Vorrei allora invitarvi a guardare i giovani con più misericordia, a dar loro maggiore fiducia, a coinvolgerli maggiormente nelle nostre comunità ecclesiali e civili. I giovani sono capaci di cose grandi e belle!

Non omologhiamoli in un “sono ormai irraggiungibili” … “non credono più …”, “sono perduti” … ma piuttosto domandiamoci: “come li ascoltiamo?”, “come ci rapportiamo con loro?” A volte ci lasciamo intimorire dalla loro fisicità, dai loro tatuaggi, dai loro modi strani di vestirsi, dai loro linguaggi, dagli errori che alcuni di loro fanno – anche grossi – e pensiamo che tutti siano solo violenza, telefonini, droga, alcool? Perché non proviamo a vincere la paura del contatto con loro? Perché non riapriamo tutti e a tutto campo un dialogo con loro fatto non tanto di lezioni ripetute, di richiesta che partecipino ai nostri gruppi parrocchiali che a volte sentono lontani dal loro vissuto reale, e non li ascoltiamo?

“Un giovane – sono sempre parole di Papa Francesco – non può essere scoraggiato, la sua caratteristica è sognare grandi cose, cercare orizzonti ampi, osare di più, aver voglia di conquistare il mondo, saper accettare proposte impegnative e voler dare il meglio di sé per costruire qualcosa di migliore”.

Cari fratelli e sorelle, non rubiamo loro allora la speranza! Non impediamo loro di sperare un mondo migliore, più giusto, più fraterno, più autenticamente cristiano!

A voi adulti, sacerdoti, insegnanti, uomini e donne delle istituzioni chiedo di rispettare i giovani nella loro libertà e nello stesso tempo di accompagnarli. Tale richiesta la rivolgo ancor più forte alle famiglie ed auspico che pastorale giovanile e pastorale famigliare nella nostra diocesi camminino sempre più insieme fin dagli anni in cui i ragazzi si avvicinano alla comunità cristiana per ricevere i sacramenti.

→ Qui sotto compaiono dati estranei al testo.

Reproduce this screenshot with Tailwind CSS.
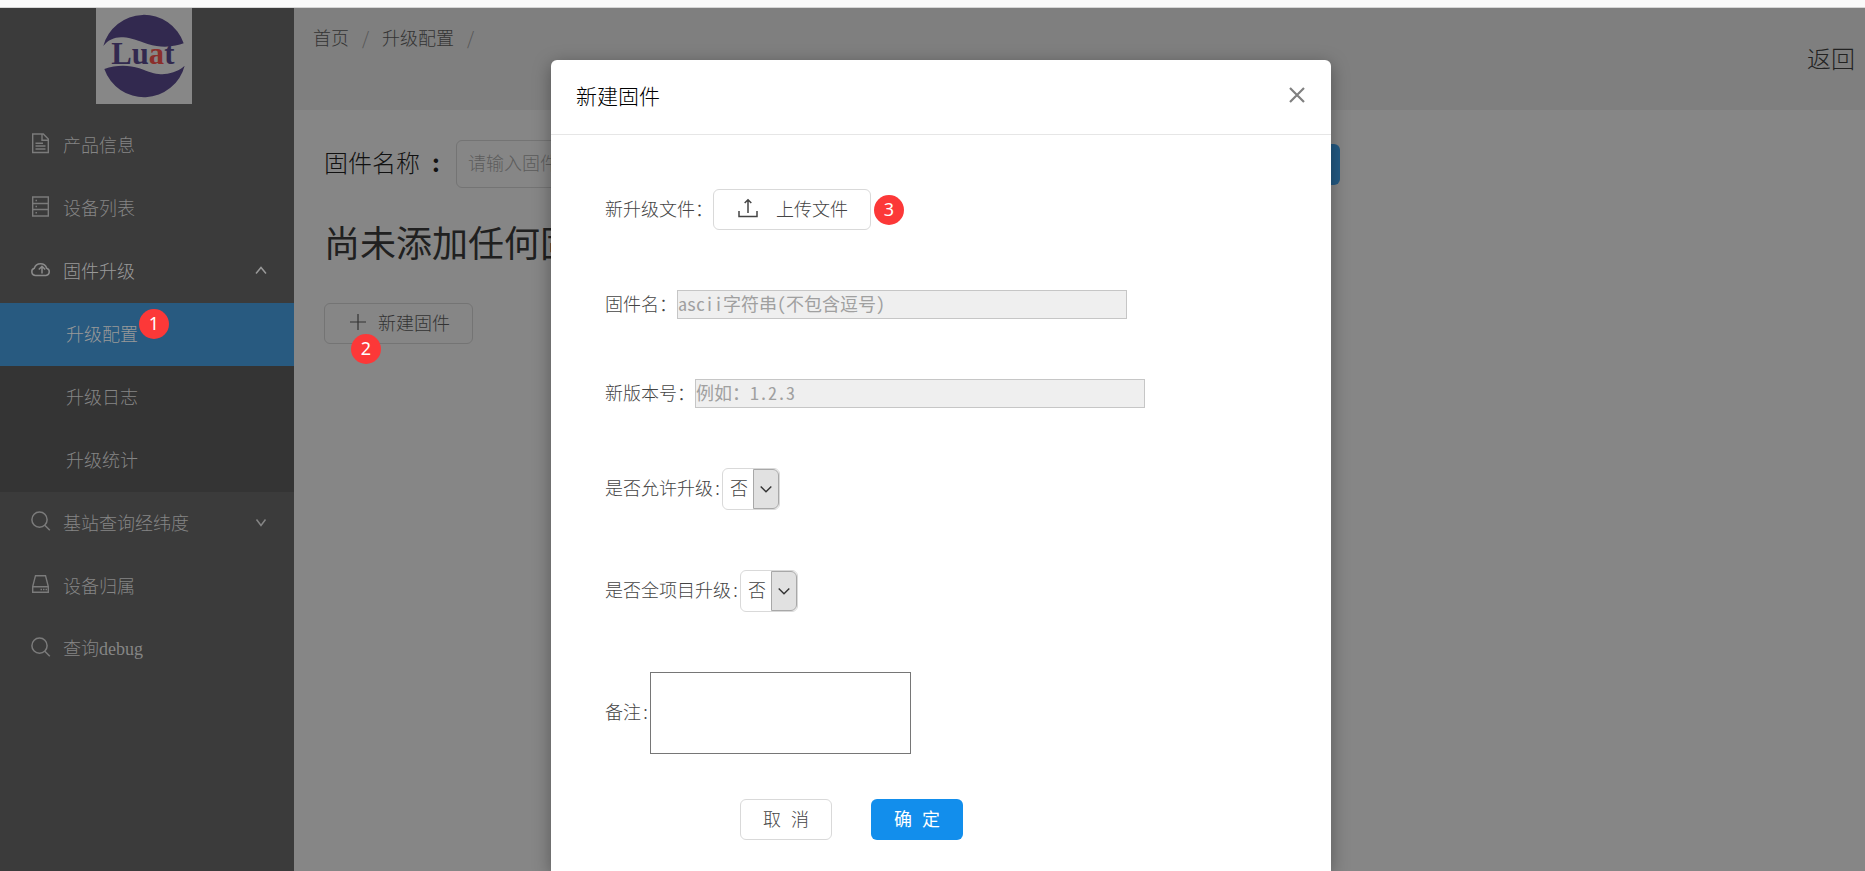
<!DOCTYPE html>
<html lang="zh-CN">
<head>
<meta charset="utf-8">
<title>升级配置</title>
<script src="https://cdn.jsdelivr.net/npm/@tailwindcss/browser@4"></script>
</head>
<body class="relative flex min-h-screen flex-col overflow-hidden bg-[#868686] font-['Noto_Sans_CJK_SC',sans-serif] text-lg font-light text-[#333]">
  <div class="h-2 border-b border-[#d6d6d6] bg-[#fafafa]"></div>

  <div class="flex flex-1">
    <!-- Sidebar -->
    <aside class="w-[294px] shrink-0 bg-[#3b3b3b] text-[#858585]">
      <svg class="mb-2.5 ml-24 block size-24 bg-[#878787]" viewBox="0 0 288 288" role="img" aria-label="Luat">
        <path fill="#32294f" d="M22 114A126 126 0 0 1 263 106C240 115 200 122 155 108C125 98 105 90 82 88C58 86 38 94 22 114Z"/>
        <path fill="#32294f" d="M25 183C60 170 98 170 130 181C165 194 180 201 205 198C232 195 250 187 266 173A126 126 0 0 1 25 183Z"/>
        <text x="46" y="168" font-family="Liberation Serif" font-weight="700" font-size="92" fill="#32294f">Lu<tspan fill="#8b2f2c">a</tspan>t</text>
      </svg>
      <nav>
        <a href="#" class="flex h-[63px] items-center pb-1 pl-[30px]">
          <svg class="mr-3 size-[21px] text-[#7b7b7b]" viewBox="0 0 21 21" fill="none" stroke="currentColor" stroke-width="1.4"><path d="M2.7 1h10.6l5 5v13.5H2.7zM12 1v6.3h6M5.5 10.2h7.5M5.5 13h10M5.5 16h10"/></svg>
          <span>产品信息</span>
        </a>
        <a href="#" class="flex h-[63px] items-center pb-1 pl-[30px]">
          <svg class="mr-3 size-[21px] text-[#7b7b7b]" viewBox="0 0 21 21" fill="none" stroke="currentColor" stroke-width="1.4"><path d="M2.7 1h15.6v19H2.7zM2.7 7.5h15.6M2.7 13.5h15.6M5.5 4.5h1.5M5.5 10.5h1.5M5.5 16.7h1.5"/></svg>
          <span>设备列表</span>
        </a>
        <a href="#" class="flex h-[63px] items-center pr-[27px] pb-1 pl-[30px] text-[#999]">
          <svg class="mr-3 size-[21px] text-[#8a8a8a]" viewBox="0 0 21 21" fill="none" stroke="currentColor" stroke-width="1.5"><path d="M5.5 16.5h10.5a3.7 3.7 0 0 0 .7-7.2A6.5 6.5 0 0 0 4.3 9.3 3.7 3.7 0 0 0 5.500 16.5zM12 14.5V7.5M8.8 10.5L12 7.3l3.2 3.2"/></svg>
          <span class="flex-1">固件升级</span>
          <svg class="size-3" viewBox="0 0 12 12" fill="none" stroke="currentColor" stroke-width="1.5"><path d="M1 9.5l5-6 5 6"/></svg>
        </a>
        <div class="bg-[#343434]">
          <a href="#" class="relative flex h-[63px] items-center bg-[#285a80] pb-1 pl-[66px] text-[#999]">升级配置
            <span class="absolute top-[6px] left-[139px] flex size-[30px] items-center justify-center rounded-full bg-[#fc3838] pb-0.5 font-['Noto_Sans'] font-normal text-white">1</span>
          </a>
          <a href="#" class="flex h-[63px] items-center pb-1 pl-[66px]">升级日志</a>
          <a href="#" class="flex h-[63px] items-center pb-1 pl-[66px]">升级统计</a>
        </div>
        <a href="#" class="flex h-[63px] items-center pr-[27px] pb-1 pl-[30px]">
          <svg class="mr-3 size-[21px] text-[#7b7b7b]" viewBox="0 0 21 21" fill="none" stroke="currentColor" stroke-width="1.5"><circle cx="9.5" cy="8.7" r="7.6"/><path d="M14.8 14.3l5 5"/></svg>
          <span class="flex-1">基站查询经纬度</span>
          <svg class="size-3" viewBox="0 0 12 12" fill="none" stroke="currentColor" stroke-width="1.5"><path d="M1.5 3.5l4.5 6 4.5-6"/></svg>
        </a>
        <a href="#" class="flex h-[63px] items-center pb-1 pl-[30px]">
          <svg class="mr-3 size-[21px] text-[#7b7b7b]" viewBox="0 0 21 21" fill="none" stroke="currentColor" stroke-width="1.4"><path d="M5.5 1.7h10l2.8 11v5.5H2.7v-5.5zM2.7 12.7h15.6M10.5 15.5h1.5M13 15.5h1.5M15.5 15.5h1.5"/></svg>
          <span>设备归属</span>
        </a>
        <a href="#" class="flex h-[63px] items-center pb-1 pl-[30px]">
          <svg class="mr-3 size-[21px] text-[#7b7b7b]" viewBox="0 0 21 21" fill="none" stroke="currentColor" stroke-width="1.5"><circle cx="9.5" cy="8.7" r="7.6"/><path d="M14.8 14.3l5 5"/></svg>
          <span>查询<span class="font-['Liberation_Serif',serif]">debug</span></span>
        </a>
      </nav>
    </aside>

    <!-- Page -->
    <main class="min-w-0 flex-1">
      <header class="flex h-[102px] justify-between bg-[#7f7f7f] pr-2.5 pb-0.5 pl-[19px]">
        <nav class="flex gap-3 pt-[15px]" aria-label="面包屑">
          <a href="#">首页</a><span class="w-[9px] text-center text-[#555]">/</span><a href="#">升级配置</a><span class="w-[9px] text-center text-[#555]">/</span>
        </nav>
        <a href="#" class="self-center text-2xl text-[#222]">返回</a>
      </header>
      <section class="px-[30px] pt-[30px]">
        <div class="flex w-[1016px] items-center">
          <label for="q" class="flex w-[132px] gap-3 pb-1 text-2xl text-[#111]">固件名称 <span class="font-bold">:</span></label>
          <input id="q" placeholder="请输入固件名称" class="h-12 w-[360px] rounded-md border border-[#747474] px-[11px] pb-1 placeholder:text-[#5c5c5c]">
          <button class="ml-auto h-[41px] w-[92px] rounded-md bg-[#235a83] text-[#868686]">查 询</button>
        </div>
        <h1 class="mt-[25px] text-4xl leading-14 font-normal text-[#202020]">尚未添加任何固件</h1>
        <button class="relative mt-[34px] flex h-[41px] items-center rounded-md border border-[#747474] pr-[22px] pb-1 pl-[25px]">
          <svg class="mr-3 size-4" viewBox="0 0 16 16" stroke="currentColor" stroke-width="1.2"><path d="M8 0v16M0 8h16"/></svg>新建固件
          <span class="absolute top-[30px] left-[26px] flex size-[30px] items-center justify-center rounded-full bg-[#fc3838] pb-0.5 font-['Noto_Sans'] font-normal text-white">2</span>
        </button>
      </section>
    </main>
  </div>

  <!-- Dialog -->
  <div class="absolute inset-x-0 top-[60px] bottom-0 flex justify-center pl-[17px]">
    <div role="dialog" aria-labelledby="dialog-title" class="w-[780px] rounded-t-md bg-white text-[#444] shadow-[0_4px_18px_rgba(0,0,0,0.35)]">
      <div class="flex h-[75px] items-center justify-between border-b border-[#e6e6e6] px-[25px] pb-1">
        <h2 id="dialog-title" class="text-[21px] text-[#000]">新建固件</h2>
        <button aria-label="关闭" class="text-[#808080]"><svg class="size-[18px]" viewBox="0 0 18 18" fill="none" stroke="currentColor" stroke-width="2.2"><path d="M2 2l14 14M16 2L2 16"/></svg></button>
      </div>
      <form class="flex flex-col gap-15 pt-[54px] pl-[54px]">
        <div class="flex items-center">
          <label for="file" class="pb-1">新升级文件：</label>
          <button id="file" type="button" class="flex h-[41px] items-center rounded-md border border-[#d9d9d9] pr-[22px] pb-1 pl-6">
            <svg class="mr-[18px] size-5" viewBox="0 0 20 20" fill="none" stroke="currentColor" stroke-width="1.5"><path d="M1 13v5.5h18V13M10 15V2M6.7 5L10 1.7 13.3 5"/></svg>上传文件
          </button>
          <span class="ml-[3px] flex size-[30px] items-center justify-center rounded-full bg-[#fc3838] pb-0.5 font-['Noto_Sans'] font-normal text-white">3</span>
        </div>
        <div class="flex h-[29px] items-center">
          <label for="name" class="pb-1">固件名：</label>
          <input id="name" placeholder="ascii字符串(不包含逗号)" class="h-[29px] w-[450px] border border-[#c6c6c6] bg-[#efefef] pb-1 font-['Noto_Sans_Mono_CJK_SC',monospace] placeholder:text-[#a0a0a0]">
        </div>
        <div class="flex h-[29px] items-center">
          <label for="version" class="pb-1">新版本号：</label>
          <input id="version" placeholder="例如：1.2.3" class="h-[29px] w-[450px] border border-[#c6c6c6] bg-[#efefef] pb-1 font-['Noto_Sans_Mono_CJK_SC',monospace] placeholder:text-[#a0a0a0]">
        </div>
        <div class="flex items-center">
          <label for="allow" class="flex pb-1">是否允许升级<span class="w-[9px] text-center">:</span></label>
          <div class="relative">
            <select id="allow" class="block h-[42px] w-[58px] appearance-none rounded-md border border-[#d9d9d9] pb-1 pl-[7px]"><option>否</option><option>是</option></select>
            <span class="pointer-events-none absolute inset-y-px right-px flex w-[26px] items-center justify-center rounded-r-md border border-[#a8a8a8] bg-[#e1e1e1] text-[#333]"><svg class="size-3" viewBox="0 0 12 12" fill="none" stroke="currentColor" stroke-width="1.4"><path d="M.7 3.5L6 8.7l5.3-5.2"/></svg></span>
          </div>
        </div>
        <div class="flex items-center">
          <label for="all" class="flex pb-1">是否全项目升级<span class="w-[9px] text-center">:</span></label>
          <div class="relative">
            <select id="all" class="block h-[42px] w-[58px] appearance-none rounded-md border border-[#d9d9d9] pb-1 pl-[7px]"><option>否</option><option>是</option></select>
            <span class="pointer-events-none absolute inset-y-px right-px flex w-[26px] items-center justify-center rounded-r-md border border-[#a8a8a8] bg-[#e1e1e1] text-[#333]"><svg class="size-3" viewBox="0 0 12 12" fill="none" stroke="currentColor" stroke-width="1.4"><path d="M.7 3.5L6 8.7l5.3-5.2"/></svg></span>
          </div>
        </div>
        <div class="flex items-center">
          <label for="remark" class="flex pb-1">备注<span class="w-[9px] text-center">:</span></label>
          <textarea id="remark" class="h-[82px] w-[261px] resize-none border border-[#767676]"></textarea>
        </div>
        <div class="-mt-[15px] flex gap-[39px] pl-[135px]">
          <button type="button" class="flex h-[41px] w-[92px] items-center justify-center gap-2.5 rounded-md border border-[#d9d9d9] pb-1"><span>取</span> <span>消</span></button>
          <button type="submit" class="flex h-[41px] w-[92px] items-center justify-center gap-2.5 rounded-md bg-[#128eec] pb-1 font-normal text-white"><span>确</span> <span>定</span></button>
        </div>
      </form>
    </div>
  </div>
</body>
</html>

Come chiedevano i giovani stessi durante il Sinodo dei Vescovi su di loro e con loro, auspico che tutti trovino accompagnatori che siano cristiani fedeli impegnati nella Chiesa e nel mondo, in continua ricerca della santità, che si facciano loro confidenti che non giudicano; che ascoltino i veri bisogni dei giovani e siano capaci di dar loro risposte adeguate per farli sentire amati e capaci quindi di prendere consapevolezza di sé. Per questo ogni educatore sia consapevole dei propri limiti e si presenti loro non come uno che sta su un piedistallo dal quale, se caso mai dovesse crollare, produrrà effetti devastanti sui giovani stessi, ma si presenti loro come un uomo che non vuole seguaci passivi ma si pone al loro fianco in un cammino teso ad educare tutti a far uscire allo scoperto il bene che ciascuno porta in sé, quel bene che Dio ha messo nel cuore di ciascuno e che si chiama Cristo Gesù! Che dobbiamo annunciare non tanto e non solo con le prediche ma soprattutto con la vita donata per Cristo e quindi anche per i fratelli.

E infine ai giovani, sia ai presenti che agli assenti, sia ai credenti che a quanti sono nel dubbio o nell’indifferenza vorrei dire stasera che la Chiesa vuole loro bene, che desideriamo il loro bene, la realizzazione dei loro sogni, di quella speranza che non devono farsi rubare dal mondo adulto!

Che questa festa di Sant’Agapito segni l’inizio di un rapporto nuovo tra giovani e adulti, giovani e istituzioni, giovani e Chiesa. Un rapporto fatto di ospitalità e di proposta di quella fede alla quale Agapito aderì probabilmente perché fuori da ogni schema religioso precostituito, da ogni schema che chiede ciò che non è essenziale: lasciarsi amare da un Dio che si perde nella morte per noi per risorgere affinché lasciandoci amare anche noi diveniamo capaci di amore, di donare la vita per amore Suo e dei fratelli e così costruire una nuova civiltà: la civiltà dell’amore! Amen.